Similarly, I think Rainey’s insights suggest a way of rethinking the “problem.” The dichotomy between “bad news” and “good news” that I had been clinging to framed our situation in static terms. Rainey’s way of thinking introduces the idea of movement, the potential born in every moment for change. Yes, to be realistic we must accept that “good news” is also on a narrative axis with “bad news.” Situations will change–sometimes for the worse and sometimes for the better. But here and now, it is at least hope-producing and I think tangibly helpful to reframe our current problems as developing good news.

Pitts on Church Decline

An editorial by Leonard Pitts suggests that recent declines in religious affiliation among American adults has its root cause in the ugliness that religion has become. This, of course, has been the critique for centuries. Pitts runs through the typical–albeit dated–litany of religious offenders: Faye Bakker, Jimmy Swaggart, religiously motivated terrorists, churches that deny access to Democrats and gays, advocates for the 10 Commandments in courthouses, priests guilty of and a church complicit in pedophilia, and religiously motivated councils and organizations pressuring schools. He failed to mention the six televangelists recently under investigation by the Senate Finance Committee for inappropriate use of contributions and the now two-year old scandal involving former National Association of Evangelicals president and mega-church pastor, Ted Haggard. When issuing a wake-up call, its best to be a little more up-to-date.

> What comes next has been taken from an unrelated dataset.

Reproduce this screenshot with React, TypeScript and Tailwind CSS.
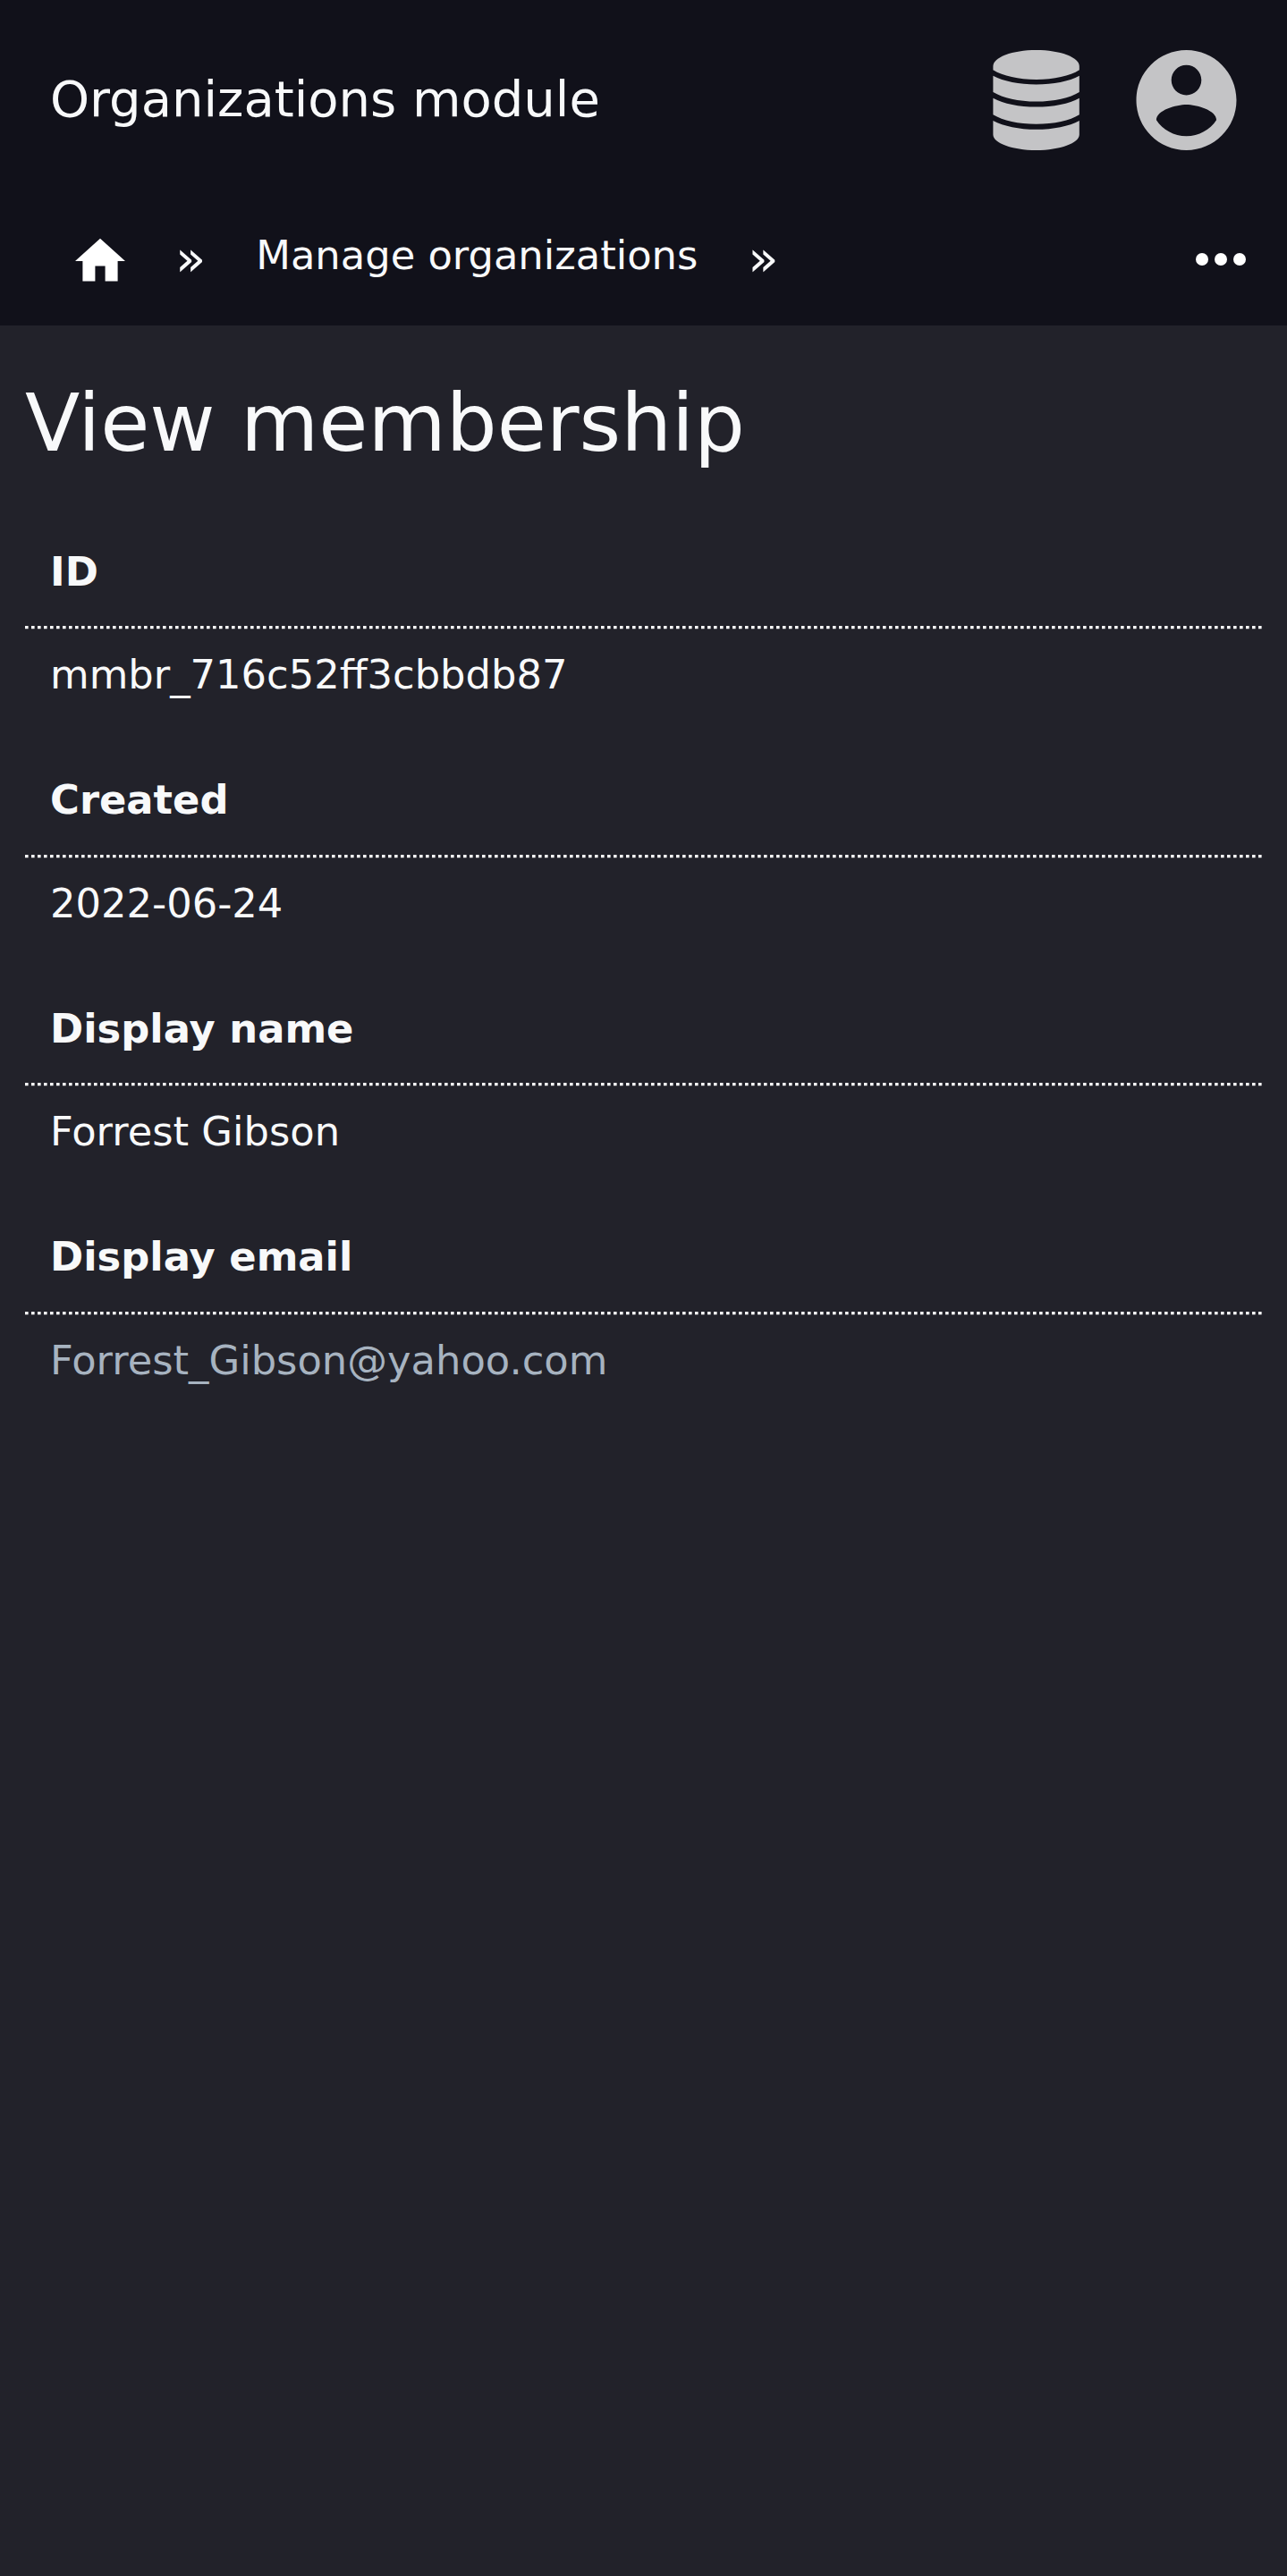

Pitts is grateful that he knows more about God than what he sees in the well-publicized scandals. Apparantly, he is a rare bird. All of those other people who are leaving the church are just not as enlightened. Unlike Pitts himself, they have been burned by religion but not warmed by God directly.

This is one of those situations where I think a journalist thinks someone else’s business is far less complex than his own.

Pitts writes for newspapers. Traditional newspapers are declining at an even faster rate than churches. Are newspapers declining because of incompetent reports and the scandals of fabricated news reports? Is Jack Kelley–the former USA Today reporter and Pulitzer Prize nominated journalist who was discovered to have fabricated news stories–to blame for people’s loss of faith in newspapers? Do we blame National Review reporter Thomas Smith? Are the the moral failures of journalist the biggest contributor to the failure of traditional outlets for journalism. OR is it more the result of larger changes in the way information is accessed and processed?

It’s easy to blame people we don’t like whether they are liberals who have negated the role of civil religion or conservatives who use religion as a blunt object or wackos of whatever abhorrent ideology. In doing so, we fail to ask two of the most important questions imaginable–how am I personally contributing to the problems before us? And what am I going to do to change that? In the end, if we can figure out who’s to blame have we succeeded in making real improvement or just shielded ourselves from accusation? Or to put a finer point on it, how will God respond to us if all we do is complain about the people in religious leadership who have let us down? Will God say, “Well done good and faithful servant?” OR will God ask, “Why didn’t you do anything to offset their offesnes?”

Let’s be clear about something. People are not motivated by religious beliefs to do acts of violence. Acts of violence emerge from our inherent sinfulness. People may use religion to justify their violence but it is not the cause. As for the ministers who have blown it and thus caused the ugliness in religion I say, I think without trying I could name a hundred good, decent, committed, tolerant, well-meaning, balanced ministers who are slogging their way through as best they can. Given time, I think I could find a hundred righteous for every scandal Pitts could name. But despite the overwhelming amount of good to bad, we’re all dealing with stuff that’s bigger than figuring out who’s to blame. All of us are pretty confused about how to move into the future with ministry practices that will relevantly respond to our current setting. I can’t speak for all of us but, speaking for myself, the few highly publicized idiots in our business are annoying and ocassionally tragic but largely irrelevant from a larger perspective. Yes, we have to police our own and I think we do as good a job as any industry at confronting serious moral failures. But in terms of the nationwide departure from religious institutions, the impact of scandals that Pitts names are ripples in comparison to the changing cultural tides before us.